Superannuation funds need to be better managed, and they also need to adapt to the economic consequences of climate change.
Superannuation has been topical in the last couple of weeks.
First, the Opposition has proposed that super tax concessions be reduced to raise some $14 billion to improve the budget bottom line over the next 10 years.
This has focused attention on the extent to which these concessions are heavily skewed in favour of the wealthy, and that they total almost as much as the age pension (around $40 billion per year), but are increasing faster.
It has also been noted that the compulsory super scheme isn’t really achieving its objectives of ensuring workers an independent, financially secure retirement, not needing the aged pension – indeed, longer-term projections suggest that roughly the same percentage of the aged will still be receiving a government funded pension by 2050 as they do now.

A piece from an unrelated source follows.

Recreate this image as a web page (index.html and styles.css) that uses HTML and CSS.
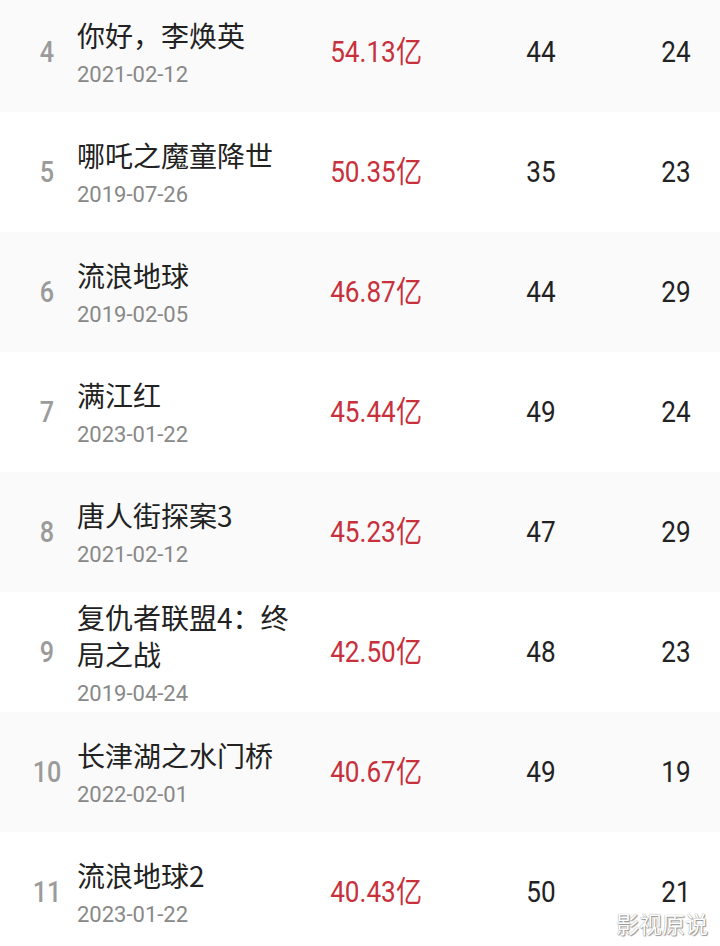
FILE: index.html
```html
<!DOCTYPE html>
<html lang="zh-CN">
<head>
    <meta charset="UTF-8">
    <meta name="viewport" content="width=device-width, initial-scale=1.0">
    <title>票房榜</title>
    <link rel="stylesheet" href="styles.css">
</head>
<body>
    <section class="board">
        <ul class="rank-list">
            <li class="row">
                <span class="rank">4</span>
                <div class="info">
                    <p class="title">你好，李焕英</p>
                    <p class="date">2021-02-12</p>
                </div>
                <span class="gross">54.13亿</span>
                <span class="num">44</span>
                <span class="num">24</span>
            </li>
            <li class="row">
                <span class="rank">5</span>
                <div class="info">
                    <p class="title">哪吒之魔童降世</p>
                    <p class="date">2019-07-26</p>
                </div>
                <span class="gross">50.35亿</span>
                <span class="num">35</span>
                <span class="num">23</span>
            </li>
            <li class="row">
                <span class="rank">6</span>
                <div class="info">
                    <p class="title">流浪地球</p>
                    <p class="date">2019-02-05</p>
                </div>
                <span class="gross">46.87亿</span>
                <span class="num">44</span>
                <span class="num">29</span>
            </li>
            <li class="row">
                <span class="rank">7</span>
                <div class="info">
                    <p class="title">满江红</p>
                    <p class="date">2023-01-22</p>
                </div>
                <span class="gross">45.44亿</span>
                <span class="num">49</span>
                <span class="num">24</span>
            </li>
            <li class="row">
                <span class="rank">8</span>
                <div class="info">
                    <p class="title">唐人街探案3</p>
                    <p class="date">2021-02-12</p>
                </div>
                <span class="gross">45.23亿</span>
                <span class="num">47</span>
                <span class="num">29</span>
            </li>
            <li class="row">
                <span class="rank">9</span>
                <div class="info">
                    <p class="title">复仇者联盟4：终局之战</p>
                    <p class="date">2019-04-24</p>
                </div>
                <span class="gross">42.50亿</span>
                <span class="num">48</span>
                <span class="num">23</span>
            </li>
            <li class="row">
                <span class="rank">10</span>
                <div class="info">
                    <p class="title">长津湖之水门桥</p>
                    <p class="date">2022-02-01</p>
                </div>
                <span class="gross">40.67亿</span>
                <span class="num">49</span>
                <span class="num">19</span>
            </li>
            <li class="row">
                <span class="rank">11</span>
                <div class="info">
                    <p class="title">流浪地球2</p>
                    <p class="date">2023-01-22</p>
                </div>
                <span class="gross">40.43亿</span>
                <span class="num">50</span>
                <span class="num">21</span>
            </li>
        </ul>
    </section>

    <div class="watermark">影视原说</div>
</body>
</html>
```

FILE: styles.css
```css
*,::before,::after {
    box-sizing: border-box;
}
body {
    margin: 0;
    padding: 0;
    background-color: #fff;
    font-family: 'Noto Sans CJK SC', 'Noto Sans', sans-serif;
    color: #222;
    overflow: hidden;
}
p, ul {
    margin: 0;
}
ul {
    padding: 0;
    list-style: none;
}
.board {
    position: relative;
}
.rank-list {
    margin-top: -8px;
}
.row {
    display: grid;
    grid-template-columns: 38px 236px 148px 182px 1fr;
    align-items: center;
    height: 120px;
    padding-left: 28px;
}
.row:nth-child(odd) {
    background-color: #fafafa;
}
/* the app uses a narrow digit face, so squeeze Roboto a bit */
.rank, .gross, .num {
    font-family: 'Roboto', sans-serif;
    font-size: 30px;
    line-height: 1;
    text-align: center;
    transform: scaleX(.87);
}
.rank {
    color: #9b9b9b;
    font-weight: 500;
    transform: scaleX(.84);
}
.info {
    padding-left: 11px;
    padding-top: 4px;
}
.title {
    font-size: 28px;
    line-height: 37px;
    color: #222;
}
.date {
    font-family: 'Roboto', sans-serif;
    font-size: 22px;
    line-height: 33px;
    margin-top: 4px;
    color: #888;
}
.gross {
    color: #c8303c;
}
.num {
    color: #222;
}
.watermark {
    position: absolute;
    right: 12px;
    bottom: 8px;
    font-size: 23px;
    line-height: 30px;
    color: #fff;
    text-shadow: 0 0 1px #777, 1px 1px 1px #999;
}
```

It has also highlighted that average workers are being further discriminated against as their compulsory super is calculated off their award wage, rather than their often, higher actual wage, producing a mounting gap between what they think they are getting, and what they will actually receive.
This is a very real issue for the unions, as are the rising concern about the poor governance and mis-management of union super funds.
Second, the Reserve Bank Governor, Glenn Stevens, warned that retirees are being pushed into increasingly risky investments to provide adequate income, in a world of low bank and bond interest rates.
Much of the strength of stock markets has been underwritten by a flood of liquidity keeping interest rates low. But a move back to higher rates, as being threatened in the US right now, could see significant corrections in stock and bond markets.
This situation for retirees is also compounded by evidence of rising financial misconduct, and sometimes, poor advice, where financial planners can push people into investments for their own rewards, against the best interests of their clients. This has also focused attention on excessive fees for such advice.
Finally, The Asset Owners Disclosure Project, which I chair, released its third Index of how the world’s top 500 superannuation, sovereign wealth and insurance funds manage climate risks, and highlights the extent to which these funds are still investing in climate exposed industries.
Australia’s Local Government Super came top of the worldwide Index, but it was one of just nine that received a AAA rating, that also included Australian Super, our biggest superannuation manager.
Other Australian funds, such as Telstra Super, the Retail Employees Super Trust, and our Future Fund, scored D or X ratings for lack of transparency or attention.
Overall, while there has been some improvement, these 500 funds are generally responding very poorly to the risk of a climate-induced financial crisis.
This crisis may occur due to climate events, or government policies in response to climate change, or rapid technological improvements, or some combination of these, that impacts negatively on the value of the funds’ investments, and related infrastructure, essentially stranding the value of their assets.
For example, coal prices have halved, and the value of the shares in coal companies has fallen by some 80-90 per cent over the last year.
These 500 funds, with assets in excess of US$40 trillion, invest some 55 per cent of those assets in climate-exposed industries, and less than two per cent in low carbon investments, such as renewables, energy efficiency and alternative technologies.
That is a 55-2 punt against a climate-induced Global Financial Crisis (GFC); a punt that dwarfs the risks taken in the sub-prime crisis that led to the recent GFC.
I am sure, as evidenced by recent surveys, most retirees and workers would be appalled to know that such risks were being taken with their superannuation.
Watch this space. Much is to change in relation to superannuation.